Listed entries —
*-*-*
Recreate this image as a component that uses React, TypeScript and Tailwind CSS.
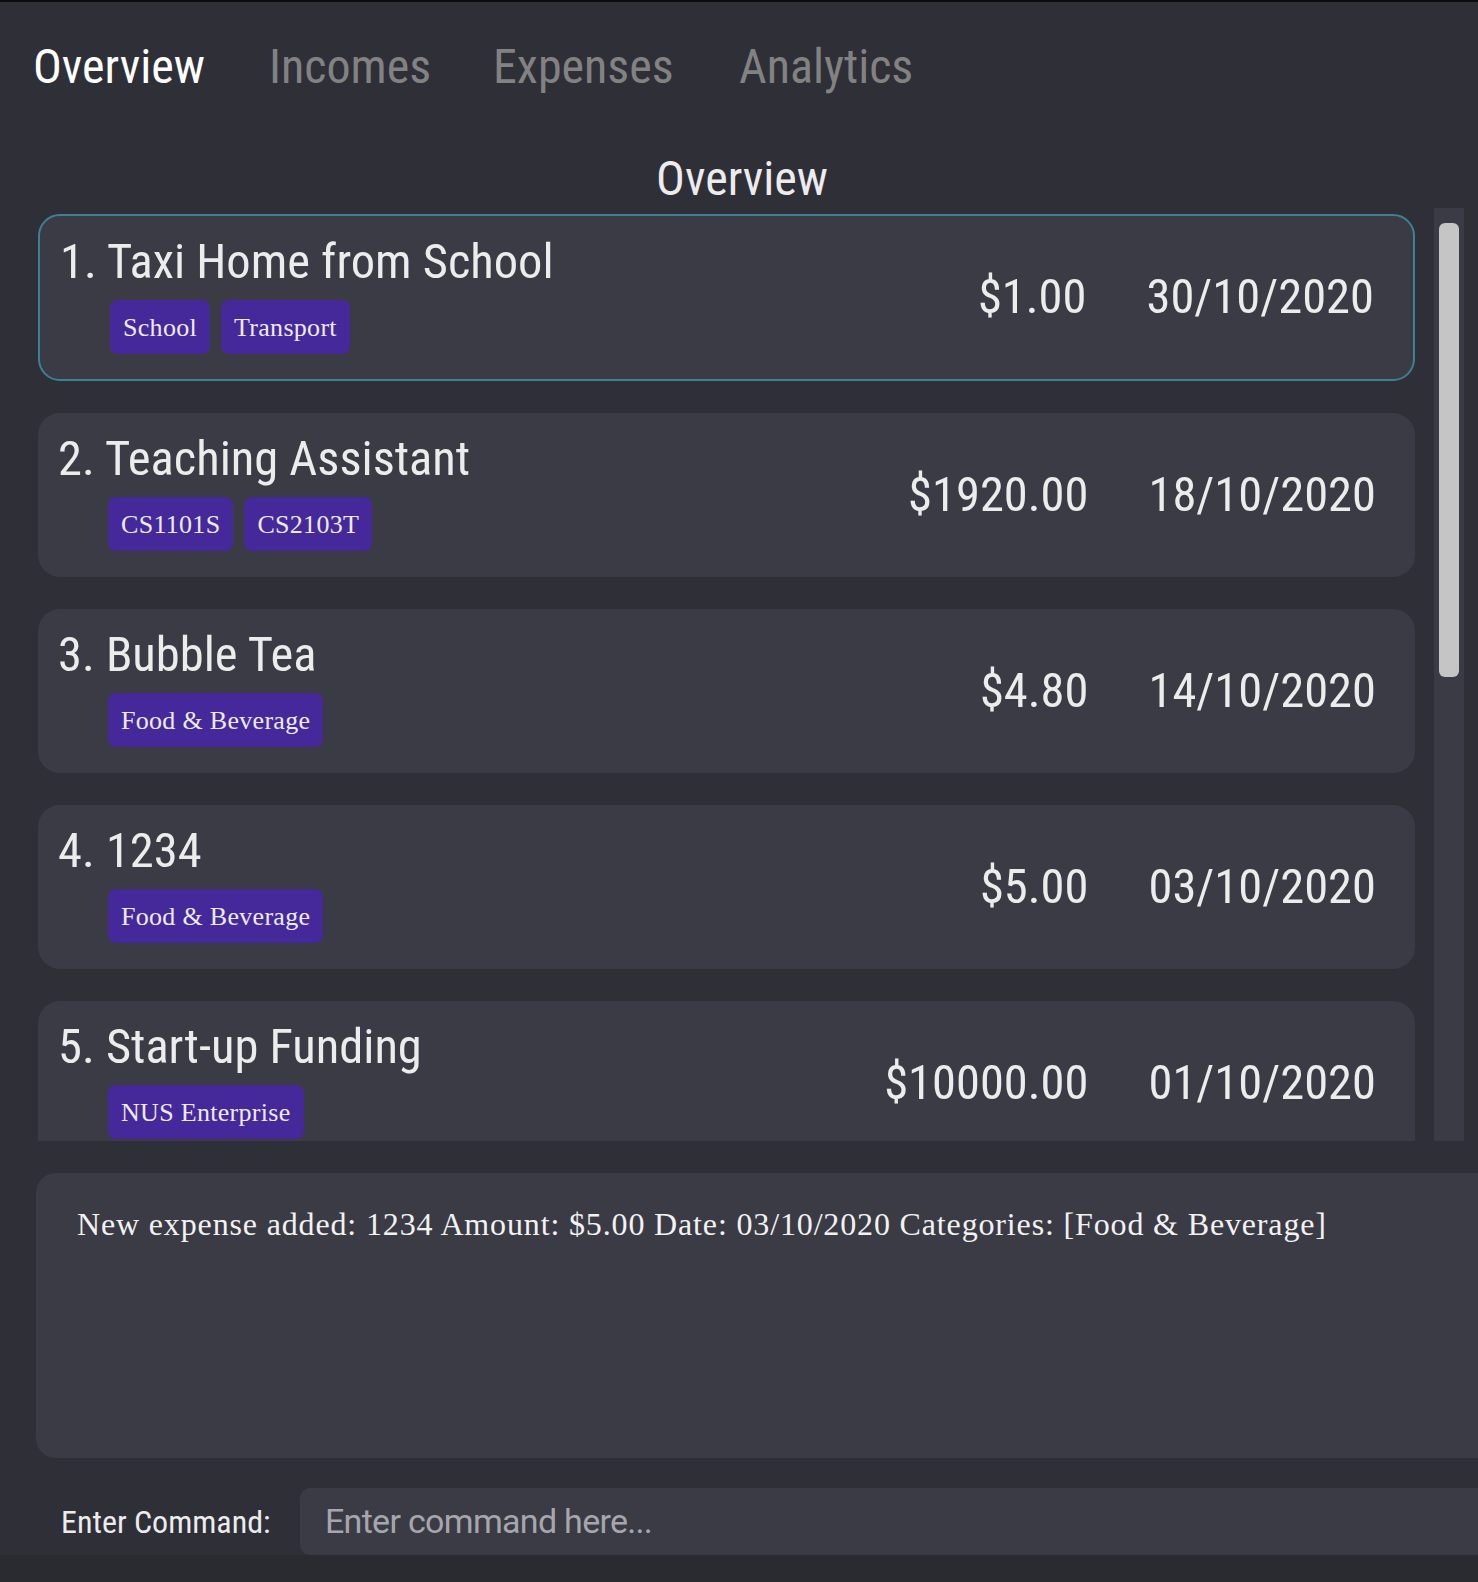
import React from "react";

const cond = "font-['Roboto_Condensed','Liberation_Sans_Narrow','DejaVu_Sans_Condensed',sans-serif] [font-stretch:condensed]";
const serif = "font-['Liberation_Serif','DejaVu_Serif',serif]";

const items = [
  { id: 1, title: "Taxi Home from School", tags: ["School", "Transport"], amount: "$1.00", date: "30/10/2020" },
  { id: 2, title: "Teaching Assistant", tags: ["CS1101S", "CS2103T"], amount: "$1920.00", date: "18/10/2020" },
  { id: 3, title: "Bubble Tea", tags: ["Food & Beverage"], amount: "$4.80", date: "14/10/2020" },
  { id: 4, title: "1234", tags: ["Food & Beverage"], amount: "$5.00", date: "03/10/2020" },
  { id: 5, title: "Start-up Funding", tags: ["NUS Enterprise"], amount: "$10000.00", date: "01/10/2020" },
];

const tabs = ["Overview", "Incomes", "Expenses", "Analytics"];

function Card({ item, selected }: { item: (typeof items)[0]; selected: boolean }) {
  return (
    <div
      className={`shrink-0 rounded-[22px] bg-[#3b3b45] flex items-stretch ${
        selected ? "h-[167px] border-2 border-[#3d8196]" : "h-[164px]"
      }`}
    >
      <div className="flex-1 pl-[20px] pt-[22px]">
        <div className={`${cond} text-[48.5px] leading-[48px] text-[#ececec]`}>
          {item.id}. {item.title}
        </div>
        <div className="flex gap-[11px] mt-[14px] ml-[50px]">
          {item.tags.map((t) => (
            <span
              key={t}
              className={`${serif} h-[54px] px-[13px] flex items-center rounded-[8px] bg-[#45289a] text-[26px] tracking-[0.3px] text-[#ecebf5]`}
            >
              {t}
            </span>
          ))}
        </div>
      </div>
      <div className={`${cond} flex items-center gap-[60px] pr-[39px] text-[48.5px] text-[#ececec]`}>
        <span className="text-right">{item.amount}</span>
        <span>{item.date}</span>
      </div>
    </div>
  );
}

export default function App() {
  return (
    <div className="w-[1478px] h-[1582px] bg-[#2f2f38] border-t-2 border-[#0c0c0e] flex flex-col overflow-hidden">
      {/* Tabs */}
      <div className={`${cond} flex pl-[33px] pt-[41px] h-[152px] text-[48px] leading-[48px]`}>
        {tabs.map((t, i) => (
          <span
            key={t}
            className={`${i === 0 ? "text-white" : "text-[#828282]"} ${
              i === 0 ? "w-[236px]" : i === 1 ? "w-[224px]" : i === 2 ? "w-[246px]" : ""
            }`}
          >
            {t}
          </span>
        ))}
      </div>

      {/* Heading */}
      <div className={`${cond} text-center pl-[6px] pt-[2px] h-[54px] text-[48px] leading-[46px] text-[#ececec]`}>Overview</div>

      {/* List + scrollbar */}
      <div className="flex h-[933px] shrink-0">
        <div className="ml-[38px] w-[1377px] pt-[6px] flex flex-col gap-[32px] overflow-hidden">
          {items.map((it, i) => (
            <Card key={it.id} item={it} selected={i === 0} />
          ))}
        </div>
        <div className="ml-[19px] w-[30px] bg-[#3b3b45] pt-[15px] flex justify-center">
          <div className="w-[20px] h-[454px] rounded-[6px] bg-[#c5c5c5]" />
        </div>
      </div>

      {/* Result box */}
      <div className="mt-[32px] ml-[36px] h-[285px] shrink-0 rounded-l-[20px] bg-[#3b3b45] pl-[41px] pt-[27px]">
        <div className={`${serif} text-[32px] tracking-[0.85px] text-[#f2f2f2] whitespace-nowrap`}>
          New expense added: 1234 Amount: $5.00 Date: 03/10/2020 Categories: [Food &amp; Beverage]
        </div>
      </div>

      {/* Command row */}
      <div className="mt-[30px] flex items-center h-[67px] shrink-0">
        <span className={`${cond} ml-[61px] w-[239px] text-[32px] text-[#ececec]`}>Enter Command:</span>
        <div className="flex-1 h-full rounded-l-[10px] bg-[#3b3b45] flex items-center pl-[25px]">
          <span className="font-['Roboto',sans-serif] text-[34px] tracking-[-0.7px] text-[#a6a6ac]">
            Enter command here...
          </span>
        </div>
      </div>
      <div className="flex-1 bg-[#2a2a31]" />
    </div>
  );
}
*-*-*
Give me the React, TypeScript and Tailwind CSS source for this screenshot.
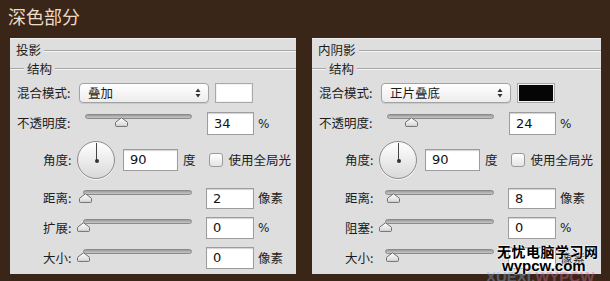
*-*-*
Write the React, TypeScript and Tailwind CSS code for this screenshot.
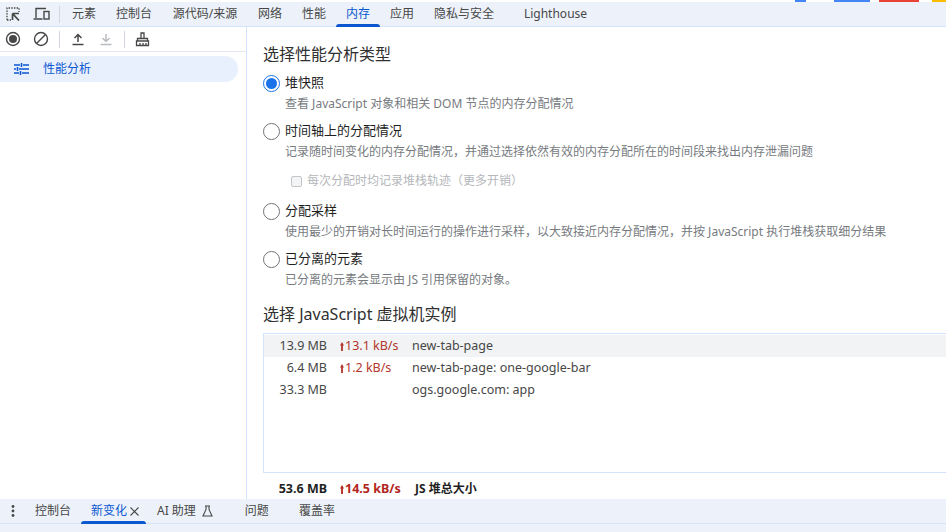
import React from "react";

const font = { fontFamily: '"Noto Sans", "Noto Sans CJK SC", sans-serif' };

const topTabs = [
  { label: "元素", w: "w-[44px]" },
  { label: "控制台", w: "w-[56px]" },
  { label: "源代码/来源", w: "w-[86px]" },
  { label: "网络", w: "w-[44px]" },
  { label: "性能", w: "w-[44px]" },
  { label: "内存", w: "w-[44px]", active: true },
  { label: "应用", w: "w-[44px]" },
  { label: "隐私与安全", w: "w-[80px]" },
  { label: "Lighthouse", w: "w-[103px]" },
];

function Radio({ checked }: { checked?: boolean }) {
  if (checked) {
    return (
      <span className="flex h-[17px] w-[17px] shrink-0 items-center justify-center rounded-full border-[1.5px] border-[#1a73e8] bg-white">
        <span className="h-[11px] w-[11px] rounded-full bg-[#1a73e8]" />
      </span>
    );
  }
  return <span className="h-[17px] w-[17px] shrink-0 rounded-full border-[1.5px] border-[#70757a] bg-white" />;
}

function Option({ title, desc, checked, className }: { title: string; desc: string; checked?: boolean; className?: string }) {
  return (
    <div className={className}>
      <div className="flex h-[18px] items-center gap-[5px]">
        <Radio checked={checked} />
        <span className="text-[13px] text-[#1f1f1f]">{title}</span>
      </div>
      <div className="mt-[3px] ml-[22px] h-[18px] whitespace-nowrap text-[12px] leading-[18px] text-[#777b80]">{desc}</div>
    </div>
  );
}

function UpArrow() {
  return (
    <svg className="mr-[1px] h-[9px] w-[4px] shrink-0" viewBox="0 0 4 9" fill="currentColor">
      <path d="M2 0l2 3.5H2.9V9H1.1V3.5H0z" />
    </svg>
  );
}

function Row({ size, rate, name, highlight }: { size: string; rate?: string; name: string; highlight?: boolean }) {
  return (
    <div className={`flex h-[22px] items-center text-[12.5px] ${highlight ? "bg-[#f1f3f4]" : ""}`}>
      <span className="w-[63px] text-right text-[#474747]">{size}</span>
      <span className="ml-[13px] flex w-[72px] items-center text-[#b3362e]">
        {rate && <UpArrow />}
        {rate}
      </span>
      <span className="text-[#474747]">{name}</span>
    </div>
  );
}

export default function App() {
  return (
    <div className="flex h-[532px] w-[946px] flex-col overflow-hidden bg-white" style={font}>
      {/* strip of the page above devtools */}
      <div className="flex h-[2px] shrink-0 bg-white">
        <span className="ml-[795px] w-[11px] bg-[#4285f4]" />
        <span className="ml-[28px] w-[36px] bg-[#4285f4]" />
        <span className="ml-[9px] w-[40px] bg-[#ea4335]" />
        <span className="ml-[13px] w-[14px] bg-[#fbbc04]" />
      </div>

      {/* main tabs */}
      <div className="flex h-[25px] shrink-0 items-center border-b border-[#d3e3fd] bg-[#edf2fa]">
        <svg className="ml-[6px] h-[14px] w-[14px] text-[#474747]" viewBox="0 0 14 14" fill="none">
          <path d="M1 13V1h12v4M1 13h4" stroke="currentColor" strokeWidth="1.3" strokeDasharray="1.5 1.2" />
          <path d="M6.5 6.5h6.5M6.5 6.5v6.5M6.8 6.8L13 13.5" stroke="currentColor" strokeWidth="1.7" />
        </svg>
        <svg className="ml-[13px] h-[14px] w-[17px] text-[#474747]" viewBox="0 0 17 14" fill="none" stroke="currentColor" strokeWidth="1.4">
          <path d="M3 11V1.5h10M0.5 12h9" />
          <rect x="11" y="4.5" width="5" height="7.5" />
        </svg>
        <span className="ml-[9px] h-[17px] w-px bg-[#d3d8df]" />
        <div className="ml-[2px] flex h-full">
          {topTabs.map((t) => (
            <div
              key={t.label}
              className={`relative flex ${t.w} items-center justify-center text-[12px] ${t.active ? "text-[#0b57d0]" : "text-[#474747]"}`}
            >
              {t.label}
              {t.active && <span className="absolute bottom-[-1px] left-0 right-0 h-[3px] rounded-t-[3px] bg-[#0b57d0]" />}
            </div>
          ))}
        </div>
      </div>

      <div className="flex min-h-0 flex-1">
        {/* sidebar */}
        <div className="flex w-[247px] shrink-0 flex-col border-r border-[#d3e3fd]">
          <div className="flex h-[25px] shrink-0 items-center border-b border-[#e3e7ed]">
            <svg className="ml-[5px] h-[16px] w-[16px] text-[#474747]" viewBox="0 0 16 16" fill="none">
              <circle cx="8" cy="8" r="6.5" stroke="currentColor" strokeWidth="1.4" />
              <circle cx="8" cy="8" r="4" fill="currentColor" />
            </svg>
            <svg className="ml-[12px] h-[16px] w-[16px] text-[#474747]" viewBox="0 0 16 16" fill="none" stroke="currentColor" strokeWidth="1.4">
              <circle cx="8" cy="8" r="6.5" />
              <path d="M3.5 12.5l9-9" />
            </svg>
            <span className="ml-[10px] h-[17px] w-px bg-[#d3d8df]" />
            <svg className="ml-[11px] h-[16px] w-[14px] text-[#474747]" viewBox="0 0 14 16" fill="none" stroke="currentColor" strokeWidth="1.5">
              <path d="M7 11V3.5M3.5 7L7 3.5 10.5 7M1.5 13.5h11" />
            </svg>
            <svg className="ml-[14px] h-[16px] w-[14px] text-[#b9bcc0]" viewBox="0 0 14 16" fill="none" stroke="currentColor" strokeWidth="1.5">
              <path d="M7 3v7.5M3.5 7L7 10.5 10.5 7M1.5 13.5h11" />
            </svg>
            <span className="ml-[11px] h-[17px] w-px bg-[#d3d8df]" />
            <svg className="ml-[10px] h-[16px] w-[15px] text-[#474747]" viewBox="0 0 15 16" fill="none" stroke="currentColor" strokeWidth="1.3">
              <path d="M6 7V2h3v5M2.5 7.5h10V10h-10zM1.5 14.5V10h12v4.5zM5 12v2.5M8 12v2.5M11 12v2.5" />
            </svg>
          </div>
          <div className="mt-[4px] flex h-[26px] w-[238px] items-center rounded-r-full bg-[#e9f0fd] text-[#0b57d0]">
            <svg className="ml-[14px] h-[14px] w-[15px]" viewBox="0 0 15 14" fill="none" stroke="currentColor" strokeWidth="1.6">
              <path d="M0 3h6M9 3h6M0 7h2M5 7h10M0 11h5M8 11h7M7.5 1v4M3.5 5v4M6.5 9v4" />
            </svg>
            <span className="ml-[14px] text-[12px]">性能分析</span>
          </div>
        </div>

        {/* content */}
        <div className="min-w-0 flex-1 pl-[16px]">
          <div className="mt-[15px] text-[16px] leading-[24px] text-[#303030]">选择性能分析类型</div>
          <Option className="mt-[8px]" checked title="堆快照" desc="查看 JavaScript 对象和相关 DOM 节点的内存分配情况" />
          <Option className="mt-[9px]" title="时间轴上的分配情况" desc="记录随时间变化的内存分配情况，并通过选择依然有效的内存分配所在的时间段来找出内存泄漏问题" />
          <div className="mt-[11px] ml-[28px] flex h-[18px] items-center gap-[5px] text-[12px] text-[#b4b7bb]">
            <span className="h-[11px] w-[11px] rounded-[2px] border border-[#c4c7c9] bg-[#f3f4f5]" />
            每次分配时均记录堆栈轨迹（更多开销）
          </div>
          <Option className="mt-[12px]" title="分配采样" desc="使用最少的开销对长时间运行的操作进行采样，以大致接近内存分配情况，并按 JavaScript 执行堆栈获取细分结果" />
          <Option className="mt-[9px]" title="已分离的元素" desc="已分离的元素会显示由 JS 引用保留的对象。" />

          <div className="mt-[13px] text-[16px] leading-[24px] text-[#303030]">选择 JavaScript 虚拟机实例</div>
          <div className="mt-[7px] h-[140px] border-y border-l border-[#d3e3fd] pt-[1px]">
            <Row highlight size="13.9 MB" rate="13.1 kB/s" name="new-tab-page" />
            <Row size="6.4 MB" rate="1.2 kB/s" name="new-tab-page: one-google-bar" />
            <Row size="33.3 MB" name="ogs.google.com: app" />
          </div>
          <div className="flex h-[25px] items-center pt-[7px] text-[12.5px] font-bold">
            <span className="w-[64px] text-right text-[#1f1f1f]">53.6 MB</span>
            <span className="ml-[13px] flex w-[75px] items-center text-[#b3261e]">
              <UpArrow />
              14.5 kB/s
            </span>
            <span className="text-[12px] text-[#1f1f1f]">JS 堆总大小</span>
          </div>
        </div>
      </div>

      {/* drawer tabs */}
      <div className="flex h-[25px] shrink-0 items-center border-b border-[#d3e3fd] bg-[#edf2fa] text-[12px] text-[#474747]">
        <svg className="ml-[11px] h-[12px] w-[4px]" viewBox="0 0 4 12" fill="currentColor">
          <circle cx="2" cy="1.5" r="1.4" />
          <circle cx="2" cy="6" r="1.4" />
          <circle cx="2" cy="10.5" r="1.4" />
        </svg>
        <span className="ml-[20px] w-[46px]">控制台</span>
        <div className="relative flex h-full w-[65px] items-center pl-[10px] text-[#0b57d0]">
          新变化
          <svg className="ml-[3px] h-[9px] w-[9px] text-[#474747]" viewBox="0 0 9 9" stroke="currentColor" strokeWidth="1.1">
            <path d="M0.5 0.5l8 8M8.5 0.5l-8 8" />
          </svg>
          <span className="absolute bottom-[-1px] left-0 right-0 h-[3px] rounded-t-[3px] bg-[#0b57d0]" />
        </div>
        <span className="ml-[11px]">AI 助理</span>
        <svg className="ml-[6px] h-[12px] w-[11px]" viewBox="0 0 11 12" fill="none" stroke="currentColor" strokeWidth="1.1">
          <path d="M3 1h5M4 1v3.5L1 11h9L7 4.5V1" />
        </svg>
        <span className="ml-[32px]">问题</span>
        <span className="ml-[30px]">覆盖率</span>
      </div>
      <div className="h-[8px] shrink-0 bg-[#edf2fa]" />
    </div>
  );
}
*-*-*
Aim —
Go through the entries above and copy every line containing "this".

Correct result —
Recreate this image as a component that uses React, TypeScript and Tailwind CSS.
Give me the React, TypeScript and Tailwind CSS source for this screenshot.
Write the React, TypeScript and Tailwind CSS code for this screenshot.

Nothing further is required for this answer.